Die Lösung? Kontinuierliche Verbesserung als Prozess etablieren. Ein erfolgreiches Rechenzentrum setzt wöchentlich Minor-Updates automatisiert über GitLab CI/CD um. Dokumentenklassifikationen werden quartalsweise trainiert, basierend auf manuell korrigierten OCR-Fehlern. So bleibt das System kein statisches Archiv, sondern lernt mit der Organisation mit.

Zukunftsperspektiven: Wohin die Reise geht

Die Roadmap von Paperless-ngx deutet auf spannende Evolutionen hin. Experimentell unterstützt Version 1.15.0 bereits KI-gestützte Klassifikationen jenseits von Tags. Denkbar sind automatische Vertragsklausel-Extraktionen oder Stimmungsanalysen in Kundenkorrespondenz. Gleichzeitig arbeitet die Community an einer besseren Integration von Office-Formaten – kein triviales Unterfangen bei proprietären DOCX-Strukturen.

Mein persönlicher Ausblick: Paperless-ngx wird zum Kernstück moderner IT-Infrastrukturen aufsteigen. Nicht als isoliertes DMS, sondern als Dokumentenlayer zwischen ERP, CRM und Wissensmanagementsystemen. Die Versionierung wird dabei zur entscheidenden Schnittstelle: Dokumentenhistorien werden maschinenlesbar, etwa für automatische Compliance-Prüfungen oder Due-Diligence-Prozesse.

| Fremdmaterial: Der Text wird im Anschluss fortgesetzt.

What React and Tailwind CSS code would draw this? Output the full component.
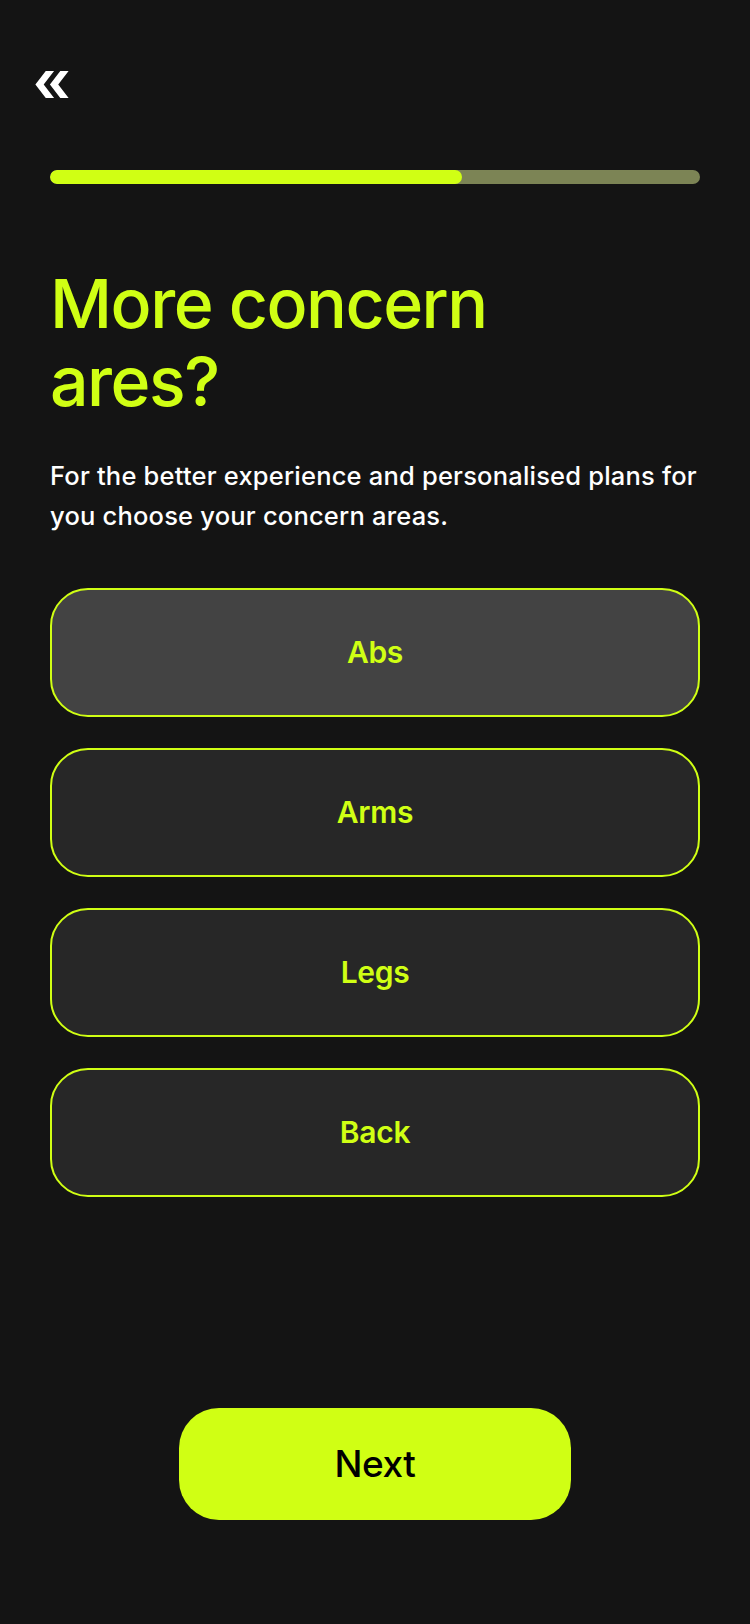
import React, { useState } from 'react'

const areas = ['Abs', 'Arms', 'Legs', 'Back']

function BackIcon() {
    return (
        <svg width="34" height="27" viewBox="0 0 32 26" fill="white">
            <polygon points="0,13 10,0 18,0 8,13 18,26 10,26" />
            <polygon points="14,13 24,0 32,0 22,13 32,26 24,26" />
        </svg>
    )
}

function App() {
    const [selected, setSelected] = useState('Abs')

    return (
        <div className="min-h-[1624px] w-full bg-[#141414] px-[50px] pt-[71px] pb-[104px] flex flex-col" style={{ fontFamily: 'Inter, "Noto Sans", sans-serif' }}>
            <button className="-ml-[15px] h-[27px] w-[34px] flex items-center">
                <BackIcon />
            </button>

            <div className="mt-[72px] h-[14px] w-full rounded-full bg-[#7c8455] overflow-hidden">
                <div className="h-full w-[412px] rounded-full bg-[#d0ff14]" />
            </div>

            <h1 className="mt-[80px] text-[68px] leading-[78px] font-medium tracking-[-1.5px] text-[#d0ff14]">
                More concern<br />ares?
            </h1>

            <p className="mt-[36px] text-[25.5px] leading-[40px] font-medium tracking-[0.2px] text-white">
                For the better experience and personalised plans for you choose your concern areas.
            </p>

            <div className="mt-[52px] flex flex-col gap-[31px]">
                {areas.map((area) => (
                    <button
                        key={area}
                        onClick={() => setSelected(area)}
                        className={`h-[129px] w-full rounded-[38px] border-2 border-[#d0ff14] text-[30px] font-semibold tracking-[-0.3px] text-[#d0ff14] ${selected === area ? 'bg-[#434343]' : 'bg-[#272727]'}`}
                    >
                        {area}
                    </button>
                ))}
            </div>

            <div className="mt-auto flex justify-center">
                <button className="h-[112px] w-[392px] rounded-[40px] bg-[#d0ff14] text-[37px] font-medium tracking-[-0.5px] text-black">
                    Next
                </button>
            </div>
        </div>
    )
}

export default App
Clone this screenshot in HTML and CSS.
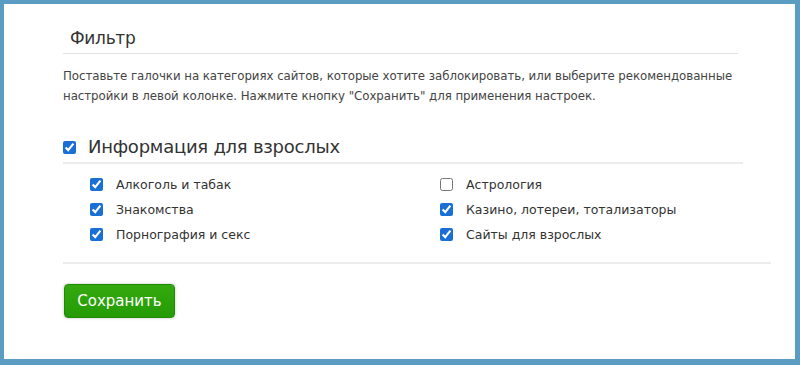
FILE: index.html
```html
<!DOCTYPE html>
<html lang="ru">
<head>
<meta charset="utf-8">
<link rel="stylesheet" href="styles.css">
</head>
<body>
<div class="frame">
  <div class="content">
    <h2 class="title">Фильтр</h2>
    <p class="intro">Поставьте галочки на категориях сайтов, которые хотите заблокировать, или выберите рекомендованные настройки в левой колонке. Нажмите кнопку "Сохранить" для применения настроек.</p>
    <div class="group">
      <label class="group-head"><input type="checkbox" checked><span>Информация для взрослых</span></label>
      <div class="items">
        <label class="item"><input type="checkbox" checked><span>Алкоголь и табак</span></label>
        <label class="item"><input type="checkbox"><span>Астрология</span></label>
        <label class="item"><input type="checkbox" checked><span>Знакомства</span></label>
        <label class="item"><input type="checkbox" checked><span>Казино, лотереи, тотализаторы</span></label>
        <label class="item"><input type="checkbox" checked><span>Порнография и секс</span></label>
        <label class="item"><input type="checkbox" checked><span>Сайты для взрослых</span></label>
      </div>
    </div>
    <div class="actions">
      <button class="save" type="button">Сохранить</button>
    </div>
  </div>
</div>
</body>
</html>
```
FILE: styles.css
```css
html, body {
  margin: 0;
  padding: 0;
  background: #ffffff;
}
.frame {
  width: 800px;
  height: 365px;
  box-sizing: border-box;
  border-style: solid;
  border-color: #5b9cc3;
  border-width: 4px 5px 6px 4px;
  background: #ffffff;
  font-family: "DejaVu Sans", Verdana, sans-serif;
  color: #333333;
}
.content {
  padding: 22px 0 0 59px;
}
.title {
  margin: 0;
  width: 668px;
  padding: 0 0 2px 7px;
  font-size: 17px;
  letter-spacing: -0.3px;
  font-weight: normal;
  line-height: 25px;
  color: #333333;
  border-bottom: 1px solid #e3e3e3;
}
.intro {
  margin: 12px 0 0 0;
  width: 690px;
  font-size: 11.8px;
  letter-spacing: -0.05px;
  line-height: 20px;
  color: #444444;
}
.group {
  margin-top: 28px;
}
.group-head {
  display: flex;
  align-items: center;
  width: 680px;
  border-bottom: 2px solid #ececec;
  padding-bottom: 2px;
}
.group-head input {
  margin: 0 12px 0 0;
  width: 13px;
  height: 13px;
  accent-color: #1a6fd6;
}
.group-head span {
  font-size: 18px;
  letter-spacing: -0.25px;
  line-height: 26px;
  color: #333333;
}
.items {
  display: grid;
  grid-template-columns: 350px 1fr;
  row-gap: 6px;
  padding: 11px 0 18px 27px;
  width: 681px;
  border-bottom: 2px solid #ececec;
}
.item {
  display: flex;
  align-items: center;
  font-size: 12.5px;
  line-height: 19px;
  color: #333333;
}
.item input {
  margin: 0 13px 0 0;
  width: 13px;
  height: 13px;
  accent-color: #1a6fd6;
}
.actions {
  padding-top: 20px;
}
.save {
  margin-left: 1px;
  width: 111px;
  height: 34px;
  border: 1px solid #1e8a06;
  border-radius: 4px;
  background: linear-gradient(#34a90f, #249b05);
  color: #ffffff;
  font-family: "DejaVu Sans", Verdana, sans-serif;
  font-size: 15px;
  box-shadow: 0 0 3px rgba(0, 0, 0, 0.25);
  padding: 0;
}
```
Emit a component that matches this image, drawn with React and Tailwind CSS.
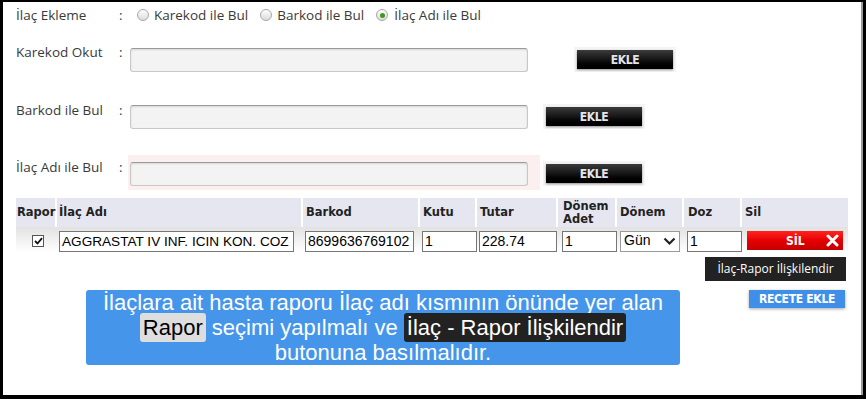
import React from "react";

function Radio({ checked }) {
  return (
    <span className="relative inline-flex w-[12px] h-[12px] rounded-full border border-[#a7a7a7] bg-gradient-to-b from-[#fdfdfd] to-[#dcdcdc] items-center justify-center">
      {checked && <span className="w-[5px] h-[5px] rounded-full bg-[#3c9a1f]"></span>}
    </span>
  );
}

function EkleButton() {
  return (
    <div className="p-[3px] bg-[#f4f4f4]">
      <div className="w-[96px] h-[19px] bg-gradient-to-b from-[#3c3c3c] via-[#161616] to-[#000] shadow-[0_1px_2px_rgba(0,0,0,0.4)] flex items-center justify-center text-[12px] font-bold text-[#e4e4ec] font-['DejaVu_Sans_Condensed',sans-serif] tracking-[-0.4px]">
        EKLE
      </div>
    </div>
  );
}

function TextBox() {
  return (
    <div className="w-[398px] h-[24px] rounded-[3px] border border-[#c8c8c8] border-t-[#9a9a9a] bg-[#f3f3f3] shadow-[inset_0_1px_2px_rgba(0,0,0,0.12)]"></div>
  );
}

function Cell({ children, className = "" }) {
  return (
    <div className={`h-[21px] border border-[#767676] bg-white leading-[19px] pl-[2px] text-black font-['Liberation_Sans',sans-serif] whitespace-nowrap overflow-hidden ${className}`}>
      {children}
    </div>
  );
}

export default function App() {
  return (
    <div className="w-[866px] h-[399px] bg-white border-black border-l-[3px] border-t-2 border-r-[3px] border-b-4 overflow-hidden font-['Open_Sans',sans-serif] text-[13.5px] text-[#3a3a3a]">
      <div className="h-full border-r-2 border-[#9a9a9a] pl-[13px] pt-[4px]">
        {/* ilac ekleme secimi */}
        <div className="flex items-center h-[18px] leading-[18px]">
          <div className="w-[103px]">İlaç Ekleme</div>
          <div className="w-[18px]">:</div>
          <Radio />
          <span className="ml-[5px] mr-[12px]">Karekod ile Bul</span>
          <Radio />
          <span className="ml-[5px] mr-[12px]">Barkod ile Bul</span>
          <Radio checked />
          <span className="ml-[6px]">İlaç Adı ile Bul</span>
        </div>

        {/* karekod */}
        <div className="flex items-start mt-[19px] leading-[18px]">
          <div className="w-[103px]">Karekod Okut</div>
          <div className="w-[11px]">:</div>
          <div className="mt-[5px]">
            <TextBox />
          </div>
          <div className="ml-[46px] mt-[4px]">
            <EkleButton />
          </div>
        </div>

        {/* barkod */}
        <div className="flex items-start mt-[29px] leading-[18px]">
          <div className="w-[103px]">Barkod ile Bul</div>
          <div className="w-[11px]">:</div>
          <div className="mt-[4px]">
            <TextBox />
          </div>
          <div className="ml-[15px] mt-[3px]">
            <EkleButton />
          </div>
        </div>

        {/* ilac adi */}
        <div className="flex items-start mt-[26px] leading-[18px]">
          <div className="w-[103px] mt-[3px]">İlaç Adı ile Bul</div>
          <div className="w-[9px] mt-[3px]">:</div>
          <div className="bg-[#fcefef] pt-[7px] pl-[2px] pr-[12px] pb-[4px]">
            <TextBox />
          </div>
          <div className="ml-[3px] mt-[6px]">
            <EkleButton />
          </div>
        </div>

        {/* tablo */}
        <div className="mt-[8px] w-[832px] font-['DejaVu_Sans',sans-serif]">
          <div className="grid grid-cols-[39px_244px_115px_55px_79px_57px_65px_56px_106px] gap-x-[2px] h-[29px] text-[11.5px] font-bold text-[#222]">
            <div className="bg-[#e6e6f0] flex items-center pl-[1px]">Rapor</div>
            <div className="bg-[#e6e6f0] flex items-center pl-[2px]">İlaç Adı</div>
            <div className="bg-[#e6e6f0] flex items-center pl-[3px]">Barkod</div>
            <div className="bg-[#e6e6f0] flex items-center pl-[3px]">Kutu</div>
            <div className="bg-[#e6e6f0] flex items-center pl-[3px]">Tutar</div>
            <div className="bg-[#e6e6f0] flex items-center pl-[5px] leading-[13px]">Dönem<br />Adet</div>
            <div className="bg-[#e6e6f0] flex items-center pl-[3px]">Dönem</div>
            <div className="bg-[#e6e6f0] flex items-center pl-[4px]">Doz</div>
            <div className="bg-[#e6e6f0] flex items-center pl-[3px]">Sil</div>
          </div>
          <div className="grid grid-cols-[39px_244px_115px_55px_79px_57px_65px_56px_106px] gap-x-[2px] h-[25px] pt-[4px] bg-gradient-to-b from-[#e2e2e2] to-[#ffffff]">
            <div className="pl-[16px] pt-[4px]">
              <div className="w-[12px] h-[12px] border border-[#555] bg-white flex items-center justify-center">
                <svg width="9" height="8" viewBox="0 0 9 8">
                  <path d="M1 4 L3.5 6.5 L8 1.2" fill="none" stroke="#111" strokeWidth="1.8" />
                </svg>
              </div>
            </div>
            <div className="pl-[2px]">
              <Cell className="w-[235px] text-[13.6px]">AGGRASTAT IV INF. ICIN KON. COZ</Cell>
            </div>
            <div className="pl-[2px]">
              <Cell className="w-[109px] text-[14px]">8699636769102</Cell>
            </div>
            <div className="pl-[2px]">
              <Cell className="w-[55px] text-[14px]">1</Cell>
            </div>
            <div className="pl-[2px]">
              <Cell className="w-[78px] text-[14px]">228.74</Cell>
            </div>
            <div className="pl-[4px]">
              <Cell className="w-[55px] text-[14px]">1</Cell>
            </div>
            <div className="pl-[3px]">
              <div className="w-[60px] h-[21px] border border-[#9a9a9a] bg-white flex items-center justify-between pl-[3px] pr-[3px] text-[14px] text-black font-['Liberation_Sans',sans-serif]">
                <span className="-mt-[2px]">Gün</span>
                <svg width="13" height="9" viewBox="0 0 13 9">
                  <path d="M1.5 1.5 L6.5 6.5 L11.5 1.5" fill="none" stroke="#222" strokeWidth="2.2" />
                </svg>
              </div>
            </div>
            <div className="pl-[3px]">
              <Cell className="w-[55px] text-[14px]">1</Cell>
            </div>
            <div className="pl-[5px]">
              <div className="w-[96px] h-[19px] bg-gradient-to-b from-[#ff2020] via-[#e60000] to-[#c40000] flex items-center text-white font-bold font-['DejaVu_Sans_Condensed',sans-serif] text-[12px]">
                <span className="ml-[39px]">SİL</span>
                <svg className="ml-[21px]" width="13" height="13" viewBox="0 0 13 13">
                  <path d="M2 2 L11 11 M11 2 L2 11" stroke="#fff" strokeWidth="3" strokeLinecap="round" />
                </svg>
              </div>
            </div>
          </div>
        </div>

        {/* iliskilendir */}
        <div className="flex justify-end w-[830px] mt-[5px]">
          <div className="w-[141px] h-[24px] bg-[#222222] text-white text-[12px] flex items-center justify-center">
            İlaç-Rapor İlişkilendir
          </div>
        </div>

        {/* bilgi ve recete */}
        <div className="flex items-start mt-[9px]">
          <div className="ml-[70px] w-[594px] h-[75px] rounded-[3px] bg-[#4596ea] text-white text-center text-[22px] leading-[25px] font-['Liberation_Sans',sans-serif]">
            <div>İlaçlara ait hasta raporu İlaç adı kısmının önünde yer alan</div>
            <div>
              <span className="bg-[#dedede] text-black rounded-[3px] px-[3px] py-[2px]">Rapor</span>
              {" "}seçimi yapılmalı ve{" "}
              <span className="bg-[#222222] text-white rounded-[3px] px-[3px] py-[2px]">İlaç - Rapor İlişkilendir</span>
            </div>
            <div>butonuna basılmalıdır.</div>
          </div>
          <div className="ml-[69px] w-[96px] h-[18px] bg-[#3f8fe8] shadow-[0_1px_3px_rgba(0,0,0,0.35)] text-white font-bold text-[12px] font-['DejaVu_Sans_Condensed',sans-serif] flex items-center justify-center tracking-[-0.3px]">
            RECETE EKLE
          </div>
        </div>
      </div>
    </div>
  );
}
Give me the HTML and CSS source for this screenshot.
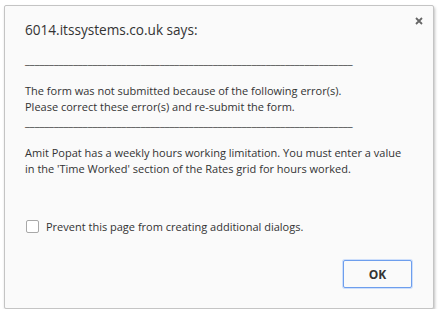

Fazit: Warum Dokumentenmanagement kein Nice-to-have mehr ist

Wer heute noch Dokumentenversionen per Hand verwaltet, gefährdet mehr als nur Effizienz. Er riskiert Dateninkonsistenzen, Compliance-Lücken und kollaborative Blindflüge. Paperless-ngx bietet hier eine erwachsene Alternative – ohne Vendor-Lock-in oder astronomische Kosten. Es ist kein Allheilmittel: Erfolg setzt klare Metadatenstrategien und Update-Disziplin voraus. Doch die Mühe lohnt. Denn am Ende steht mehr als nur ein aufgeräumtes Digitalarchiv: Ein lebendiges Organisationsgedächtnis, das Unternehmen resilienter macht. Und das ist in Zeiten regulatorischer Komplexität kein kleines Versprechen.